• Muswellpanorama_fish_eye
    9 months ago

    This is a key point to me, often between my work, a daughter who isn’t yet driving and seems to have commitments almost every night and during winter every weekend, and then with the challenges MS presents it’s very often challenging to find time for the fun things in life.

    Since Senora Mus had surgery earlier this year which has helped slightly with her mobility and more importantly with her state of mind, we have consciously made sure to carve out time every weekend for us. Not easy at first but once you get into a routine has made a big difference..

    And you really should go to Butan with Chicago, even if only to show you what life could be like..

    But frankly, with less drinking, no meat eating and now treating Talkback like mumsnet I’m not sure this Canuck citizenship is working for you, will the real Toadfish please stand up.

  • trickypanorama_fish_eye
    9 months ago

    That's insensitive. He is standing up.

  • 9 months ago

    Do it for all of us.

  • Ingopanorama_fish_eye
    9 months ago

    Where the fuck is Bhutan anyway?

  • Ingopanorama_fish_eye
    9 months ago

    Looks proper cold.

  • 9 months ago

    It's Scaramanga way - an extra, smaller, Nepal.

    (Famous for a happiness index, a temple, and having jam as a major export)

  • trickypanorama_fish_eye
    9 months ago

    You can't get much more excitement than that. It should be illegal.

  • dj_bobbinspanorama_fish_eye
    9 months ago

    No idea, but I do know that the Bhutan Clan aren't nothing to fuck with.

  • 9 months ago

    Mad Honey actually..

    Chicago: Living on the edge

  • Toddpanorama_fish_eye
    9 months ago

    How you're feeling about your life at 50 is completely understandable and normal. I'm 45, and I think the same sorts of things sometimes.

    In terms of your relationship, I see the things you're concerned about a lot in my job. If you're feeling a disconnect with your wife then there's a chance she's feeling something similar. The biggest mistake I see people make in longer term relationships is letting communication break down. They stop talking and sleep walk into a relationship breakdown. She's been important enough for you to have a long term relationship with her, and she's important enough for you to post on here about how you're feeling. I'd suggest that you talk to someone like a relationship counsellor and get some advice about how to navigate your particular situation, before making any decisions you can't walk back later.

  • Bridpanorama_fish_eye
    9 months ago

    100% this ^.

    Surprisingly perceptive for an Aussie, and a lawyer at that. [Winky thing waving an inflatable kangaroo]

  • stevepanorama_fish_eye
    9 months ago

    I agree with the whole post, but this bit is so true.

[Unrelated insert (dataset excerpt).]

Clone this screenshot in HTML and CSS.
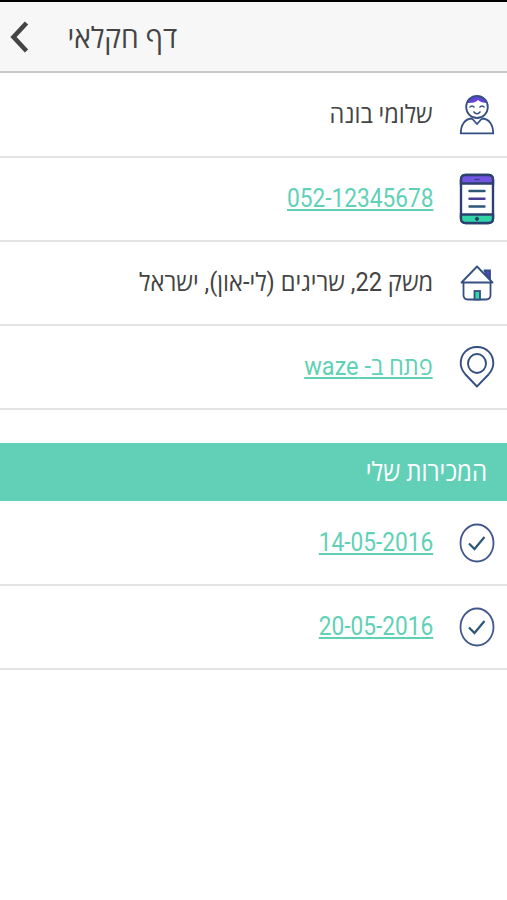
FILE: index.html
```html
<!DOCTYPE html>
<html lang="he" dir="rtl">
<head>
<meta charset="UTF-8">
<meta name="viewport" content="width=device-width, initial-scale=1.0">
<title>דף חקלאי</title>
<link rel="stylesheet" href="styles.css">
</head>
<body>

<header class="header">
    <h1 class="title">דף חקלאי</h1>
    <svg class="back" width="20" height="34" viewBox="0 0 20 34" fill="none" stroke="#444" stroke-width="4.600">
        <path d="M16.500 3 3.500 17 16.500 31"/>
    </svg>
</header>

<ul class="list details">
    <li class="row">
        <svg class="icon" width="38" height="52" viewBox="0 0 38 52" fill="none" stroke="#354f82" stroke-width="1.8">
            <path d="M9 13C10 5 28 5 29.500 14C25 14 22 13 20 11C17 14 13 14 9 14Z" fill="#6544d8" stroke="none"/>
            <ellipse cx="19" cy="18" rx="10.800" ry="11"/>
            <path d="M11.500 18.500q2.500-3 5 0M21.500 18.500q2.500-3 5 0M15.500 22.500q3.500 4.500 7 0" stroke-width="1.300"/>
            <path d="M14 29.500C7 29.500 2.800 36 2.800 44.300H35.200C35.200 36 31 29.500 24 29.500M14 29.500l5 5.500 5-5.500"/>
        </svg>
        <span class="label name">שלומי בונה</span>
    </li>
    <li class="row">
        <svg class="icon" width="38" height="52" viewBox="0 0 38 52" fill="none" stroke="#2b4170" stroke-width="2.4">
            <rect x="3" y="2" width="32" height="48" rx="4.500" fill="#fff"/>
            <path d="M3 10.500V6.500Q3 2 7.500 2H30.500Q35 2 35 6.500V10.500Z" fill="#7455e2"/>
            <path d="M3 41.500H35V45.500Q35 50 30.500 50H7.500Q3 50 3 45.500Z" fill="#31d5a5"/>
            <path d="M16.500 6.500h5" stroke-width="1.200"/>
            <circle cx="19" cy="45.800" r="1.600" fill="#2b4170" stroke-width="1"/>
            <path d="M11.500 18h15M11.500 33.500h15" stroke="#2d5878" stroke-linecap="round"/>
            <path d="M11.500 25.700h15" stroke="#483f93" stroke-linecap="round"/>
        </svg>
        <a class="label phone" href="tel:05212345678">052-12345678</a>
    </li>
    <li class="row">
        <svg class="icon" width="38" height="52" viewBox="0 0 38 52" fill="none" stroke="#354f82" stroke-width="1.800">
            <path d="M26.500 14V13.500H32V23Z" fill="#5a42d6"/>
            <path d="M5.500 26V38Q5.500 42.500 10 42.500H28Q32.500 42.500 32.500 38V26"/>
            <path d="M19 9.500 3.500 25.500H34.500Z" fill="#fff" stroke-linejoin="round"/>
            <rect x="16.500" y="34" width="5.500" height="8.500" fill="#31d5a5"/>
        </svg>
        <span class="label address">משק 22, שריגים (לי-און), ישראל</span>
    </li>
    <li class="row">
        <svg class="icon" width="38" height="52" viewBox="0 0 38 52" fill="none" stroke="#354f82" stroke-width="1.900">
            <path d="M19 45.500 7.500 33.500C4.500 30 2.700 26.500 2.700 22.500C2.700 13 9.500 6 19 6S35.300 13 35.300 22.500C35.300 26.500 33.500 30 30.500 33.500Z"/>
            <ellipse cx="19" cy="22.500" rx="9" ry="9.500"/>
        </svg>
        <a class="label waze" href="#">פתח ב- waze</a>
    </li>
</ul>

<h2 class="section"><span class="section-text">המכירות שלי</span></h2>

<ul class="list sales">
    <li class="row">
        <svg class="icon" width="38" height="52" viewBox="0 0 38 52" fill="none" stroke="#42588c" stroke-width="1.800">
            <ellipse cx="19" cy="26" rx="16.500" ry="18.500"/>
            <path d="M11 26.500 16.500 32 26.500 20" stroke="#2d5878" stroke-width="2.200"/>
        </svg>
        <a class="label date" href="#">14-05-2016</a>
    </li>
    <li class="row">
        <svg class="icon" width="38" height="52" viewBox="0 0 38 52" fill="none" stroke="#42588c" stroke-width="1.800">
            <ellipse cx="19" cy="26" rx="16.500" ry="18.500"/>
            <path d="M11 26.500 16.500 32 26.500 20" stroke="#2d5878" stroke-width="2.200"/>
        </svg>
        <a class="label date" href="#">20-05-2016</a>
    </li>
</ul>

</body>
</html>
```
FILE: styles.css
```css
* {
    box-sizing: border-box;
}

body {
    font-family: Roboto, "Open Sans", "Noto Sans", sans-serif;
    background-color: #fff;
    color: #444;
    margin: 0;
    padding: 0;
    overflow-x: hidden;
}

.header {
    display: flex;
    align-items: center;
    justify-content: space-between;
    height: 73px;
    padding: 0 330px 0 10px;
    border-top: 2px solid #000;
    border-bottom: 2px solid #c9c9c9;
    background-color: #f7f7f7;
}

.title {
    margin: 0;
    font-size: 29px;
    font-weight: normal;
    white-space: nowrap;
    transform: scaleX(0.97);
    transform-origin: right;
}

.back {
    flex: none;
}

.list {
    list-style: none;
    margin: 0;
    padding: 0;
}

.details,
.sales {
    padding-top: 1px;
}

.row {
    display: flex;
    align-items: center;
    height: 84px;
    padding: 0 11px;
    border-bottom: 2px solid #e4e4e4;
}

.icon {
    flex: none;
    margin-left: 25px;
}

.label {
    font-size: 25px;
    line-height: 30px;
    white-space: nowrap;
    transform: scaleX(0.94);
    transform-origin: right;
}

.address {
    transform: scaleX(0.945);
}

.phone,
.date {
    transform: scaleX(0.907);
}

a.label {
    color: #60d1b6;
    text-decoration: underline;
    text-decoration-thickness: 2px;
    text-underline-offset: 2px;
}

.section {
    display: flex;
    align-items: center;
    height: 58px;
    margin: 33px 0 0;
    padding: 0 20px 2px;
    background-color: #61d0b7;
    color: #fff;
    font-size: 26px;
    font-weight: normal;
}

.section-text {
    transform: scaleX(0.925);
    transform-origin: right;
}
```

I'm the same age roughly and although the specifics and context are different, it feels inevitable that questions arise at this stage of life. For me it's more work and whether it has any real point to it and having kids who are now moving into new phases of their lives creating opportunities at the same time parents are into a different stage that is bringing extra responsibilities, simultaneously closing those opportunities off. It's a peculiar, transitional time that is proving frustrating to navigate.

    And after that, all the rest of what Todd said too. I have a friend who recently told his wife he didn't want to be married anymore. He hadn't met anyone else, wasn't really sure what he was after, but wanted to separate. Having put her through 6 months of hell trying to come to terms with a new future she had no idea was coming her way, he changed his mind. The fact that he started the conversation with "I want to leave" was very stupid.

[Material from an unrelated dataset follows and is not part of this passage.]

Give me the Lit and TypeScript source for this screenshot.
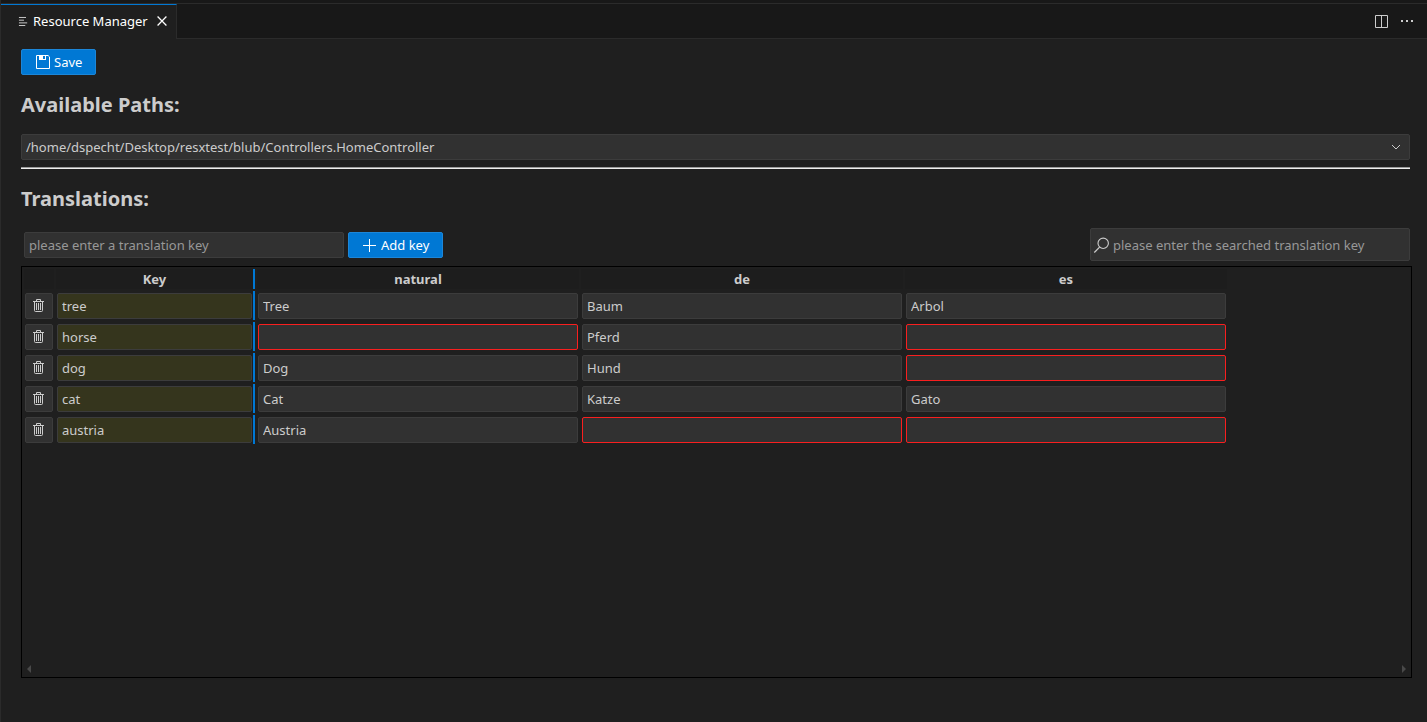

  • JimShadypanorama_fish_eye
    9 months ago

    Frankly the admin of separating is enough to make me stay.

  • Russlens
    9 months ago

    Very much something I'm conscious of, and want to avoid. Although I can also see an argument that had he not left, he'd never have actually been able to properly contextualise what he really wanted. Not that that's any more fair on her.

    As I said in my original post - on a purely practical and financial level, it's a terrible idea. But making life decisions for financial and practical reasons is in part how I got here.

  • pantzcatpanorama_fish_eye
    9 months ago

    As a counterpoint, getting divorced, while horrible at the time was one of the best things I've done in the longer term.

  • Russlens
    9 months ago

    Update for anyone who's interested: we've had a bit of a talk and I shared some of my unhappiness at my premature move to a retirement community. She shares some of that although not quite to the same degree as me. We have agreed that I will start looking into buying a condo in Toronto in order to enable a lifestyle that involves more time spent in the city, and see where that takes things.

    I'm sorry to tell you that I will not be traveling with Chicago to Bhutan, although we are making plans to spend a weekend drinking in NYC next month.